Every morning, mothers at a shelter in Juarez, Mexico frantically refresh aat 9.a.m., hoping to get an appointment to enter America.
By 9:05 a.m., all the appointments, and hope, are gone.
“It’s [a] lottery with people’s lives, with– with people’s families, with people’s livelihoods, with people’s wellbeing,” Karina Breceda, who runs the shelter, told 60 Minutes correspondent Sharyn Alfonsi.
The Biden administration hopes the app will dissuade migrants from entering the U.S. illegally. According to Border Patrol figures, an average of 1,800 migrants a day crossed the Rio Grande into El Paso in December, overwhelming the city. To manage the increasing flow of migrants from crisis-stricken Nicaragua, Haiti and Cuba, President Joe Biden in January expanded the use of a pandemic-era public health order, based on a law called Title 42, to expel them to Mexico.
The CBP One app was also expanded in January to allow migrants to apply for a humanitarian exemption to Title 42. Administration officials say the process is more humane than what was going on before.
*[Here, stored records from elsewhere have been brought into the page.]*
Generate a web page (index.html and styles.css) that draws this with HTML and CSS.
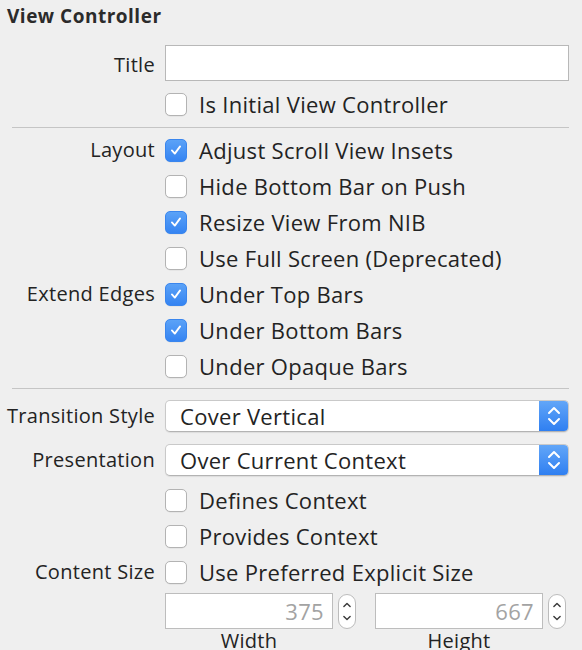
FILE: index.html
```html
<!DOCTYPE html>
<html>
<head>
<meta charset="utf-8">
<link rel="stylesheet" href="styles.css">
</head>
<body>
<div class="panel">
  <div class="header">View Controller</div>

  <div class="row row-field">
    <div class="label">Title</div>
    <div class="textfield"></div>
  </div>
  <div class="row">
    <div class="label"></div>
    <div class="check"><span class="box"></span><span class="text">Is Initial View Controller</span></div>
  </div>

  <div class="sep"></div>

  <div class="row">
    <div class="label">Layout</div>
    <div class="check"><span class="box on"><svg viewBox="0 0 22 22"><path d="M6.5 11.5 L9.7 15 L15.5 7"/></svg></span><span class="text">Adjust Scroll View Insets</span></div>
  </div>
  <div class="row">
    <div class="label"></div>
    <div class="check"><span class="box"></span><span class="text">Hide Bottom Bar on Push</span></div>
  </div>
  <div class="row">
    <div class="label"></div>
    <div class="check"><span class="box on"><svg viewBox="0 0 22 22"><path d="M6.5 11.5 L9.7 15 L15.5 7"/></svg></span><span class="text">Resize View From NIB</span></div>
  </div>
  <div class="row">
    <div class="label"></div>
    <div class="check"><span class="box"></span><span class="text">Use Full Screen (Deprecated)</span></div>
  </div>
  <div class="row">
    <div class="label">Extend Edges</div>
    <div class="check"><span class="box on"><svg viewBox="0 0 22 22"><path d="M6.5 11.5 L9.7 15 L15.5 7"/></svg></span><span class="text">Under Top Bars</span></div>
  </div>
  <div class="row">
    <div class="label"></div>
    <div class="check"><span class="box on"><svg viewBox="0 0 22 22"><path d="M6.5 11.5 L9.7 15 L15.5 7"/></svg></span><span class="text">Under Bottom Bars</span></div>
  </div>
  <div class="row">
    <div class="label"></div>
    <div class="check"><span class="box"></span><span class="text">Under Opaque Bars</span></div>
  </div>

  <div class="sep sep2"></div>

  <div class="row row-select first">
    <div class="label">Transition Style</div>
    <div class="select"><span class="value">Cover Vertical</span><span class="arrows"><svg viewBox="0 0 28 32"><path d="M9 13 L14 8 L19 13 M9 19 L14 24 L19 19"/></svg></span></div>
  </div>
  <div class="row row-select">
    <div class="label">Presentation</div>
    <div class="select"><span class="value">Over Current Context</span><span class="arrows"><svg viewBox="0 0 28 32"><path d="M9 13 L14 8 L19 13 M9 19 L14 24 L19 19"/></svg></span></div>
  </div>
  <div class="row">
    <div class="label"></div>
    <div class="check"><span class="box"></span><span class="text">Defines Context</span></div>
  </div>
  <div class="row">
    <div class="label"></div>
    <div class="check"><span class="box"></span><span class="text">Provides Context</span></div>
  </div>
  <div class="row">
    <div class="label">Content Size</div>
    <div class="check"><span class="box"></span><span class="text">Use Preferred Explicit Size</span></div>
  </div>
  <div class="row row-size">
    <div class="label"></div>
    <div class="sizes">
      <div class="size">
        <div class="numrow">
          <div class="numfield">375</div>
          <div class="stepper"><svg viewBox="0 0 18 35"><path d="M5.5 12 L9 8.5 L12.5 12 M5.5 23 L9 26.5 L12.5 23"/></svg></div>
        </div>
        <div class="caption">Width</div>
      </div>
      <div class="size">
        <div class="numrow">
          <div class="numfield">667</div>
          <div class="stepper"><svg viewBox="0 0 18 35"><path d="M5.5 12 L9 8.5 L12.5 12 M5.5 23 L9 26.5 L12.5 23"/></svg></div>
        </div>
        <div class="caption">Height</div>
      </div>
    </div>
  </div>
</div>
</body>
</html>
```

FILE: styles.css
```css
html, body {
  margin: 0;
  padding: 0;
  background: #efefef;
  overflow: hidden;
}

.panel {
  width: 582px;
  height: 650px;
  padding: 0 13px 0 7px;
  box-sizing: border-box;
  font-family: "Open Sans", "Liberation Sans", Arial, sans-serif;
  color: #232323;
  font-size: 20px;
  letter-spacing: 0.3px;
}

.header {
  height: 45px;
  padding-top: 5px;
  box-sizing: border-box;
  font-weight: bold;
  font-size: 19px;
  line-height: 22px;
  letter-spacing: 0.5px;
  color: #2b2b2b;
}

.row {
  display: grid;
  grid-template-columns: 148px 1fr;
  column-gap: 10px;
  height: 36px;
  align-items: center;
}

.row-field {
  height: 36px;
  margin-bottom: 5px;
}

.row-field .label {
  padding-top: 3px;
}

.label {
  text-align: right;
  white-space: nowrap;
  line-height: 24px;
}

.textfield {
  height: 36px;
  background: #fff;
  border: 1px solid #b8b8b8;
  box-sizing: border-box;
}

.check {
  display: flex;
  align-items: center;
  gap: 12px;
  white-space: nowrap;
}

.box {
  width: 22px;
  height: 23px;
  box-sizing: border-box;
  border: 1px solid #b3b3b3;
  border-radius: 5px;
  background: #fff;
  flex: none;
  display: flex;
  align-items: center;
  justify-content: center;
  box-shadow: 0 0.5px 0 rgba(0,0,0,0.08);
}

.box.on {
  background: linear-gradient(#5ba2f7, #3584f2);
  border-color: #3a86ee;
}

.box svg {
  width: 20px;
  height: 20px;
}

.box svg path {
  fill: none;
  stroke: #fff;
  stroke-width: 2;
  stroke-linecap: round;
  stroke-linejoin: round;
}

.text {
  font-size: 22px;
  line-height: 26px;
}

.sep {
  height: 1px;
  background: #c5c5c5;
  margin: 5px 0 4px 5px;
}

.sep2 {
  margin-top: 4px;
}

.row-select {
  height: 44px;
}

.row-select.first {
  margin-top: 5px;
}

.select {
  height: 32px;
  background: #fff;
  border: 1px solid #c9c9c9;
  border-bottom-color: #b3b3b3;
  border-radius: 5px;
  box-sizing: border-box;
  display: flex;
  align-items: center;
  overflow: hidden;
  box-shadow: 0 1px 1px rgba(0,0,0,0.08);
}

.select .value {
  flex: 1;
  padding-left: 14px;
  font-size: 22px;
  line-height: 26px;
}

.arrows {
  width: 29px;
  height: 100%;
  background: linear-gradient(#62a6f8, #2f7ff1);
  display: flex;
  align-items: center;
  justify-content: center;
}

.arrows svg {
  width: 28px;
  height: 32px;
}

.arrows path, .stepper path {
  fill: none;
  stroke: #fff;
  stroke-width: 2;
  stroke-linecap: round;
  stroke-linejoin: round;
}

.row-size {
  height: 60px;
  align-items: start;
}

.sizes {
  display: flex;
  gap: 19px;
  padding-top: 3px;
}

.size {
  display: flex;
  flex-direction: column;
  align-items: flex-start;
}

.numrow {
  display: flex;
  gap: 5px;
  align-items: center;
}

.numfield {
  width: 168px;
  height: 36px;
  box-sizing: border-box;
  background: #fff;
  border: 1px solid #bdbdbd;
  color: #a3a3a3;
  text-align: right;
  padding-right: 8px;
  font-size: 22px;
  line-height: 34px;
}

.stepper {
  width: 18px;
  height: 35px;
  box-sizing: border-box;
  background: #fff;
  border: 1px solid #bcbcbc;
  border-radius: 9px;
  display: flex;
  align-items: center;
  justify-content: center;
}

.stepper svg {
  width: 18px;
  height: 35px;
}

.stepper path {
  stroke: #3a3a3a;
  stroke-width: 1.6;
}

.caption {
  width: 168px;
  text-align: center;
  line-height: 24px;
  margin-top: 0;
}
```
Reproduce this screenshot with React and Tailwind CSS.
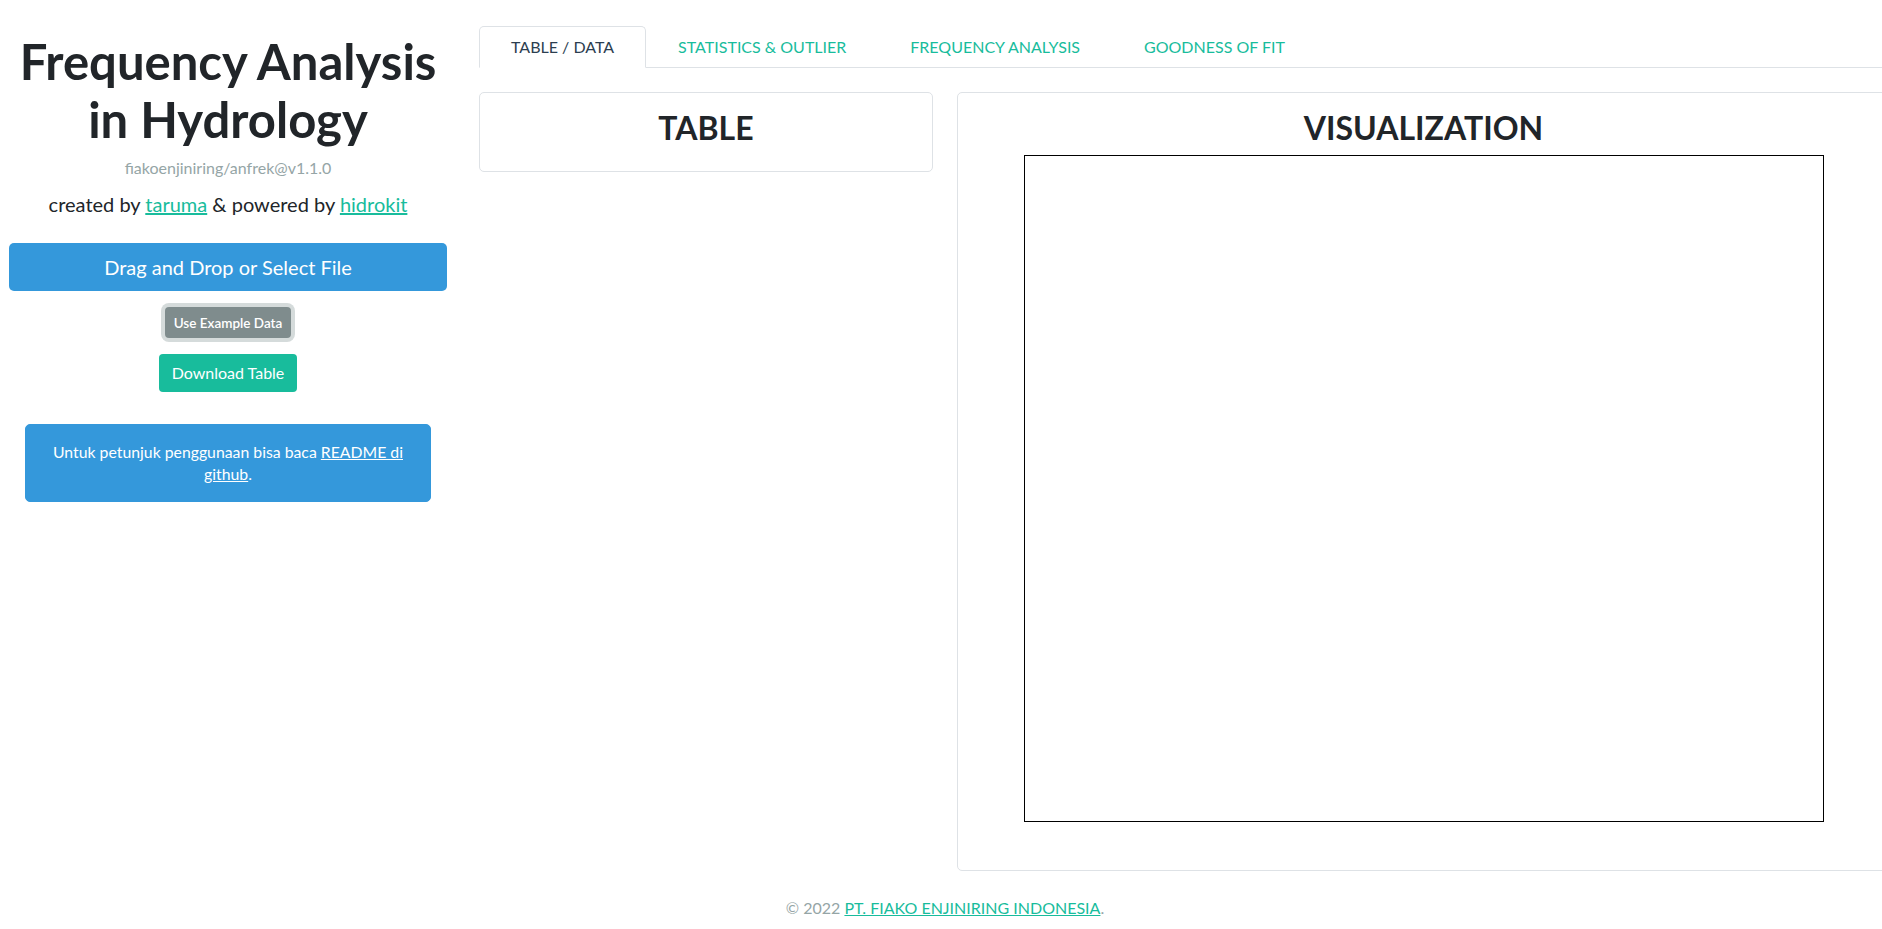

“It is not ‘the most humane process’ because the most vulnerable aren’t, aren’t getting access to it,” Breceda said.
Guadalupe Vazquez has spent the last two months trying to get an appointment for herself and her three children to come to the U.S. She said her husband was murdered in southwest Mexico. One of her sons had been shot in the eye and needed bullet fragments removed.
Vazquez said she’s willing to wait for an appointment, but that she has a plan if she can’t get one.
“I’ll try to cross with a smuggler, and I’ll cross with my children,” she said in Spanish.